I am trying to simplify my network wiring and need advice on how to securely (this is relative, I understand that anytime packets run on the same wire there could be compromise). What I have is a MT being used as a gateway Ether1 is the WAN and Eth2 is private (192.168.10.101/24). Ideally I would use Eth3 to connect to my MT that is acting as a hotspot gateway to my wireless clients, but I don’t have 2 wires between the two MT’s. I could use VLAN’s in the 3 COM switches but lightning has taken out ports in the past so simply having the customers move cat5 cables is not an option when they go down. SO I would like to have the hotspot MT on the private network and NAT to the wireless clients. This is all set and working but the wireless clients can now get at all the resources on my private network. So what routing/firewall rules could I put in to restrict wireless clients to only be able to hit the gateway on the private network and not have that MT route them back out?? What about a VPN between the two MT’s?
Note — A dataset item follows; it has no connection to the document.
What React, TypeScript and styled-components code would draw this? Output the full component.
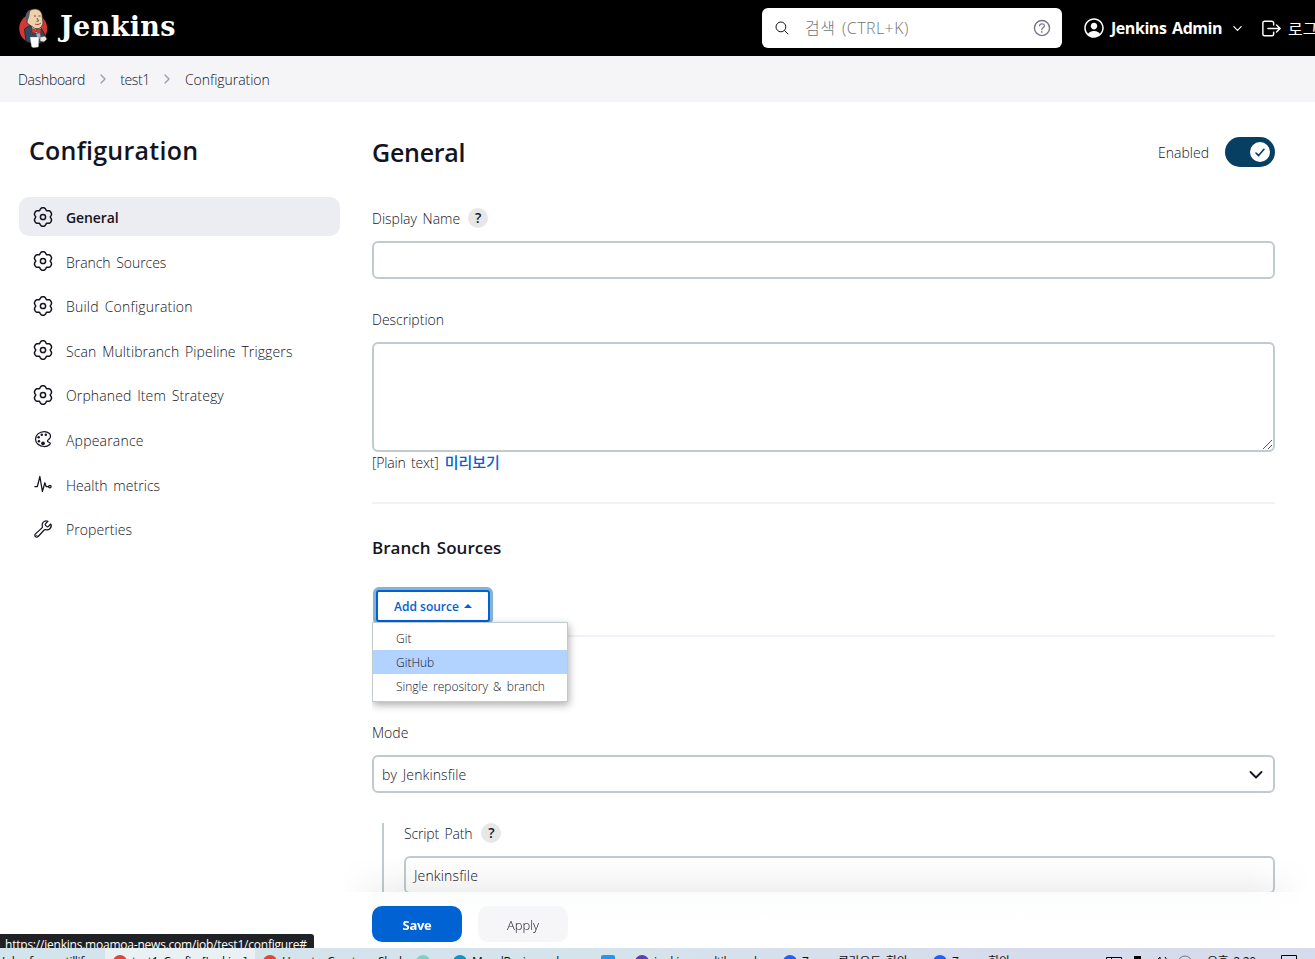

Thoughts?


WAN ->
<- MT1 {Eth1 <-
-> Eth2(192.168.10.101/24)} ->
<- Private Clients
<- MT2 {Eth1 (192.168.10.102) <-
-> WLAn1 (102.168.1.101/24)}
 
fball
newbie
Topic Author
Posts: 31
Joined: Mon Oct 08, 2007 7:59 pm

Re: Restrictive routing between 2 MT's

Fri Dec 21, 2007 7:44 am

Something else I thought of... the WLAN is a bunch of access points connecting back to the central AP (the MT2 in the diagram above). It would also be nice to monitor the hardware (ping is fine, but query for signal strength is better) from the private network to the WLAN network.
 
awsmith
newbie
Posts: 45
Joined: Wed May 31, 2006 8:18 am

Re: Restrictive routing between 2 MT's

Wed Jan 02, 2008 11:49 am

Change your NAT rule on MT2 to something like the following:

add chain=srcnat src-address=192.168.1.0/24 dst-address=!192.168.10.0/24 \
action=masquerade comment="" disabled=no

Then, in the filter section, deny all communication between 192.168.1.0/24 and 192.168.10.0/24 other than what you want, like SNMP, ICMP echo/echo reply, and so forth. You could also create an address list that contains a list of the /32s of your APs and have a rule allowing them to communicate with 192.168.10.0/24, and then a subsequent rule preventing all other 192.168.1.0/24 addresses from communicating with 192.168.10.0/24.

You don't need to worry about explicitly allowing the customers to be able to talk to the gateway at 192.168.10.101 as their outbound packets aren't addressed to it, just forwarded through it.

If your DNS servers that your customers use are on the 192.168.10.0/24 network, you'll need a rule to allow them to talk to it.